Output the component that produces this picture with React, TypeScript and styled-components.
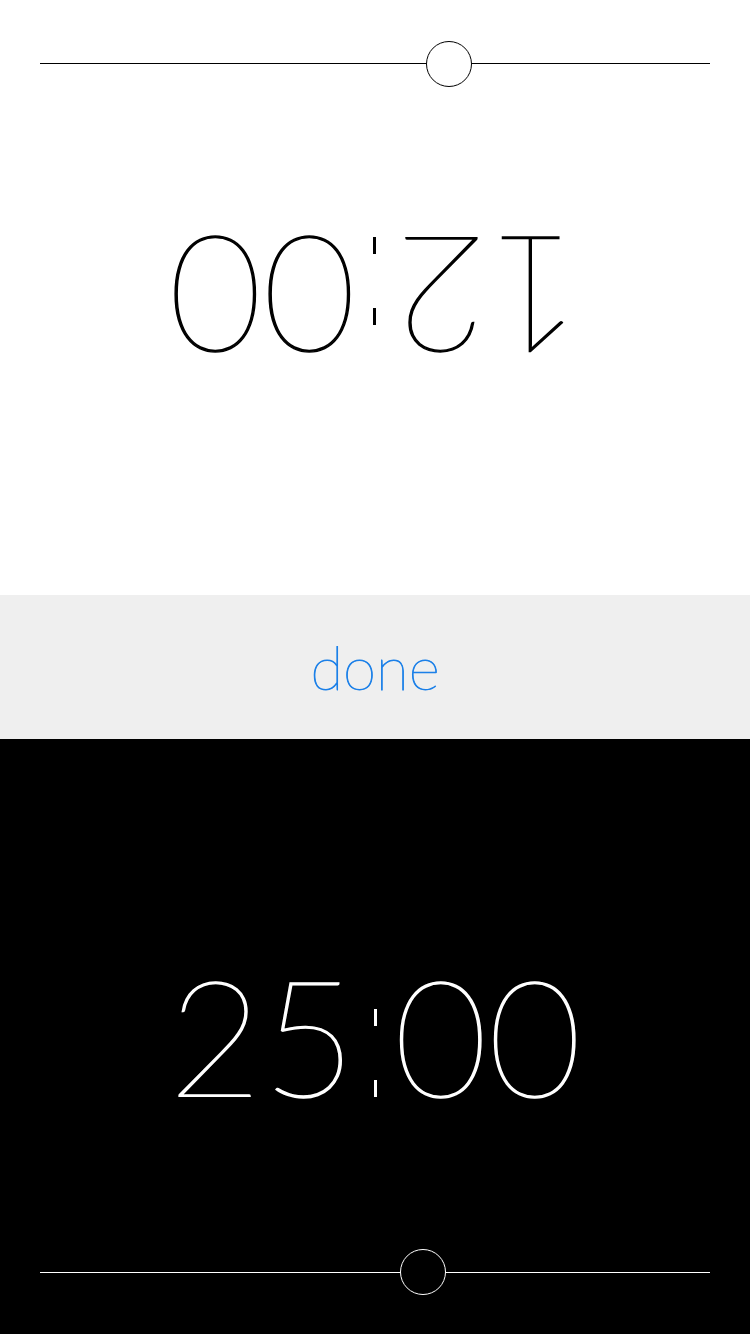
import React from "react";
import styled, { createGlobalStyle } from "styled-components";

const Global = createGlobalStyle`
  html, body { margin: 0; padding: 0; }
  body { width: 750px; height: 1334px; overflow: hidden; font-family: "Lato", "Roboto", sans-serif; }
`;

const Screen = styled.div`
  width: 750px;
  height: 1334px;
  display: flex;
  flex-direction: column;
`;

const Panel = styled.section<{ $dark?: boolean; $flipped?: boolean }>`
  height: 595px;
  box-sizing: border-box;
  padding: 196px 40px ${(p) => (p.$flipped ? 41 : 39)}px;
  display: flex;
  flex-direction: column;
  background: ${(p) => (p.$dark ? "#000" : "#fff")};
  color: ${(p) => (p.$dark ? "#fff" : "#000")};
  transform: ${(p) => (p.$flipped ? "rotate(180deg)" : "none")};
`;

const Clock = styled.div<{ $flipped?: boolean }>`
  height: 200px;
  margin-bottom: ${(p) => (p.$flipped ? 112 : 114)}px;
  display: flex;
  align-items: center;
  justify-content: center;
  font-family: "Lato", sans-serif;
  font-weight: 100;
  font-size: 162px;
  line-height: 1;
  -webkit-text-stroke: 1.4px currentColor;
`;

const Colon = styled.span<{ $dark?: boolean }>`
  position: relative;
  display: inline-block;
  color: transparent;
  -webkit-text-stroke: 0;
  &::before,
  &::after {
    content: "";
    position: absolute;
    left: 50%;
    width: 3px;
    height: 17px;
    margin-left: -1px;
    background: ${(p) => (p.$dark ? "#fff" : "#000")};
  }
  &::before {
    top: 55px;
  }
  &::after {
    top: 126px;
  }
`;

const SliderRow = styled.div`
  position: relative;
  height: 46px;
  display: flex;
  align-items: center;
`;

const Track = styled.div<{ $dark?: boolean }>`
  flex: 1;
  height: 1px;
  background: ${(p) => (p.$dark ? "#fff" : "#000")};
`;

const Thumb = styled.div<{ $dark?: boolean }>`
  position: absolute;
  top: 0;
  width: 46px;
  height: 46px;
  margin-left: -23px;
  box-sizing: border-box;
  border-radius: 50%;
  border: 1px solid ${(p) => (p.$dark ? "#fff" : "#000")};
  background: ${(p) => (p.$dark ? "#000" : "#fff")};
`;

const Band = styled.div`
  height: 144px;
  background: #efefef;
  display: flex;
  align-items: center;
  justify-content: center;
`;

const DoneButton = styled.button`
  border: 0;
  background: none;
  padding: 0;
  font-family: "Lato", sans-serif;
  font-weight: 100;
  font-size: 60px;
  color: #1c80e8;
  line-height: 1;
  -webkit-text-stroke: 0.9px #1c80e8;
`;

function Player({ time, value, dark, flipped }: { time: string; value: number; dark?: boolean; flipped?: boolean }) {
  const [mins, secs] = time.split(":");
  return (
    <Panel $dark={dark} $flipped={flipped}>
      <Clock $flipped={flipped}>
        {mins}
        <Colon $dark={dark}>:</Colon>
        {secs}
      </Clock>
      <SliderRow>
        <Track $dark={dark} />
        <Thumb $dark={dark} style={{ left: `${value * 100}%` }} />
      </SliderRow>
    </Panel>
  );
}

export default function App() {
  return (
    <Screen>
      <Global />
      <Player time="12:00" value={0.39} flipped />
      <Band>
        <DoneButton>done</DoneButton>
      </Band>
      <Player time="25:00" value={0.572} dark />
    </Screen>
  );
}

==================================================

• **EXERCISE BRIEF**
Transcribe the whole listing exactly. Pictures stay out of your copy.

• **THE COMPLETED TASK**
Output the component that produces this picture with React, TypeScript and styled-components.
import React from "react";
import styled, { createGlobalStyle } from "styled-components";

const Global = createGlobalStyle`
  html, body { margin: 0; padding: 0; }
  body { width: 750px; height: 1334px; overflow: hidden; font-family: "Lato", "Roboto", sans-serif; }
`;

const Screen = styled.div`
  width: 750px;
  height: 1334px;
  display: flex;
  flex-direction: column;
`;

const Panel = styled.section<{ $dark?: boolean; $flipped?: boolean }>`
  height: 595px;
  box-sizing: border-box;
  padding: 196px 40px ${(p) => (p.$flipped ? 41 : 39)}px;
  display: flex;
  flex-direction: column;
  background: ${(p) => (p.$dark ? "#000" : "#fff")};
  color: ${(p) => (p.$dark ? "#fff" : "#000")};
  transform: ${(p) => (p.$flipped ? "rotate(180deg)" : "none")};
`;

const Clock = styled.div<{ $flipped?: boolean }>`
  height: 200px;
  margin-bottom: ${(p) => (p.$flipped ? 112 : 114)}px;
  display: flex;
  align-items: center;
  justify-content: center;
  font-family: "Lato", sans-serif;
  font-weight: 100;
  font-size: 162px;
  line-height: 1;
  -webkit-text-stroke: 1.4px currentColor;
`;

const Colon = styled.span<{ $dark?: boolean }>`
  position: relative;
  display: inline-block;
  color: transparent;
  -webkit-text-stroke: 0;
  &::before,
  &::after {
    content: "";
    position: absolute;
    left: 50%;
    width: 3px;
    height: 17px;
    margin-left: -1px;
    background: ${(p) => (p.$dark ? "#fff" : "#000")};
  }
  &::before {
    top: 55px;
  }
  &::after {
    top: 126px;
  }
`;

const SliderRow = styled.div`
  position: relative;
  height: 46px;
  display: flex;
  align-items: center;
`;

const Track = styled.div<{ $dark?: boolean }>`
  flex: 1;
  height: 1px;
  background: ${(p) => (p.$dark ? "#fff" : "#000")};
`;

const Thumb = styled.div<{ $dark?: boolean }>`
  position: absolute;
  top: 0;
  width: 46px;
  height: 46px;
  margin-left: -23px;
  box-sizing: border-box;
  border-radius: 50%;
  border: 1px solid ${(p) => (p.$dark ? "#fff" : "#000")};
  background: ${(p) => (p.$dark ? "#000" : "#fff")};
`;

const Band = styled.div`
  height: 144px;
  background: #efefef;
  display: flex;
  align-items: center;
  justify-content: center;
`;

const DoneButton = styled.button`
  border: 0;
  background: none;
  padding: 0;
  font-family: "Lato", sans-serif;
  font-weight: 100;
  font-size: 60px;
  color: #1c80e8;
  line-height: 1;
  -webkit-text-stroke: 0.9px #1c80e8;
`;

function Player({ time, value, dark, flipped }: { time: string; value: number; dark?: boolean; flipped?: boolean }) {
  const [mins, secs] = time.split(":");
  return (
    <Panel $dark={dark} $flipped={flipped}>
      <Clock $flipped={flipped}>
        {mins}
        <Colon $dark={dark}>:</Colon>
        {secs}
      </Clock>
      <SliderRow>
        <Track $dark={dark} />
        <Thumb $dark={dark} style={{ left: `${value * 100}%` }} />
      </SliderRow>
    </Panel>
  );
}

export default function App() {
  return (
    <Screen>
      <Global />
      <Player time="12:00" value={0.39} flipped />
      <Band>
        <DoneButton>done</DoneButton>
      </Band>
      <Player time="25:00" value={0.572} dark />
    </Screen>
  );
}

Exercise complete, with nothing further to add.